In the research object (5), we proved that the analytic functions in the form of Kolmogorov’s Superposition Theorem are strongly dense in the space of continuous functions of n variables. Using this result, we can obtain a startling result: there is an algebraic PDE whose solutions are dense (in the strong topology) in the space of all continuous functions of n variables. We have one publication in preparation describing the new results. Unfortunately, the studies don’t show how to approximate an arbitrary analytic function and its first derivative simultaneously using the analytic functions in the form of Kolmogorov’s Superposition Theorem. A negative answer to this will yield a negative answer to the series questions by Vitushkin, Kolmogorov and Arnold, but a positive answer to this will open an amazing window to many applications.
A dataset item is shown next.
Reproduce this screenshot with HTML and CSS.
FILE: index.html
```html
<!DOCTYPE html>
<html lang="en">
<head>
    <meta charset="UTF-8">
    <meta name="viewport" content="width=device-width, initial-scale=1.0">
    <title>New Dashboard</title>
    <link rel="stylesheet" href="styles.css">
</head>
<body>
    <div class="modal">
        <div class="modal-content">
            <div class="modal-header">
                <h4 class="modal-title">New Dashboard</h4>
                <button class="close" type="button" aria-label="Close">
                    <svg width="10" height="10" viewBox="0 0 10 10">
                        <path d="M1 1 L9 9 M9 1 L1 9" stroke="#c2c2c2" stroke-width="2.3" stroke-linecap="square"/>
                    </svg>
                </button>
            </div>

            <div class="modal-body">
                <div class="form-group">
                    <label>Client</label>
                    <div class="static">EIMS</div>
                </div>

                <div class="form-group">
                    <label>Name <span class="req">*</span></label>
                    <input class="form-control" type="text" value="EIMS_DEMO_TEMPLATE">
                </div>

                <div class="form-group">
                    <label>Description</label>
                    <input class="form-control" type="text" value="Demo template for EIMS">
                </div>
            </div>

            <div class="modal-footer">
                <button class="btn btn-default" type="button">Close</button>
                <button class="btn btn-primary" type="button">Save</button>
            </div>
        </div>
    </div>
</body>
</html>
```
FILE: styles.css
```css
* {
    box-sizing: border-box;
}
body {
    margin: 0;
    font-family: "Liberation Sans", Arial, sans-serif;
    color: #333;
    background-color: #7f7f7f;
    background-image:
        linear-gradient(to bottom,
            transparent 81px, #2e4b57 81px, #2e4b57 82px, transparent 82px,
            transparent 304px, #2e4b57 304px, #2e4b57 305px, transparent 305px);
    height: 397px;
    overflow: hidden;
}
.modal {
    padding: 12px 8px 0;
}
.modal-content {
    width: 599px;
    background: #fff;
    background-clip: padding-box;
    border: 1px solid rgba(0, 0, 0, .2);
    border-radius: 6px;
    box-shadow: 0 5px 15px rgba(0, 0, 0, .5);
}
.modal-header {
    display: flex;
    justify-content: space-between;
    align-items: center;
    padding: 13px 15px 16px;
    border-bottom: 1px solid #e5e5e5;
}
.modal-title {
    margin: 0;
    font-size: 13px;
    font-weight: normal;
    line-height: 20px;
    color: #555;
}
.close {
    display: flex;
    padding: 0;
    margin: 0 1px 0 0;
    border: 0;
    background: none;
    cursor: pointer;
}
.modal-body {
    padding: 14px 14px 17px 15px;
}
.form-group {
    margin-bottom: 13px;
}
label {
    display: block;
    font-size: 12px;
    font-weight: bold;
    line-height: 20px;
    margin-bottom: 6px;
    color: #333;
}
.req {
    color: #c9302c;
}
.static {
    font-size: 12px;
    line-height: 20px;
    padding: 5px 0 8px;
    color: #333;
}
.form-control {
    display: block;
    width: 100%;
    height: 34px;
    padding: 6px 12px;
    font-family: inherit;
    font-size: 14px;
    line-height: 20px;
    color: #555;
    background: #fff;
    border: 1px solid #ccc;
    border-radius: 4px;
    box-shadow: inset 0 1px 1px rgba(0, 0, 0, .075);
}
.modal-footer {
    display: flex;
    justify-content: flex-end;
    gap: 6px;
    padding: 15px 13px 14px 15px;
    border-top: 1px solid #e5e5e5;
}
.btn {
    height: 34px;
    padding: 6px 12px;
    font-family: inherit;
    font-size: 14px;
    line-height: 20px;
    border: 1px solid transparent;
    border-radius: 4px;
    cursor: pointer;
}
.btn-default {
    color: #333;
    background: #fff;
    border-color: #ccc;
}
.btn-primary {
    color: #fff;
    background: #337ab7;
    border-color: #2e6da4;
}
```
In addition to the work on the research objectives, three papers are being prepared (A Constructive Superposition Theorem, Strong Analytic Approximation and Universal PDEs, and On the Complexity of Superpositions). Feng has given a number of seminars about results from the project in the UK at Oxford and Birmingham (School of Mathematics and School of Computer Science), in the US (University of Pittsburgh and Lawrence Berkley National Laboratory) and China (Capital Normal University Beijing and Shandong University). A workshop (Around Hilbert’s 13th Problem) was held at the Mathematical Institute, Oxford with 10 researchers from the UK, China, the USA, France and Croatia.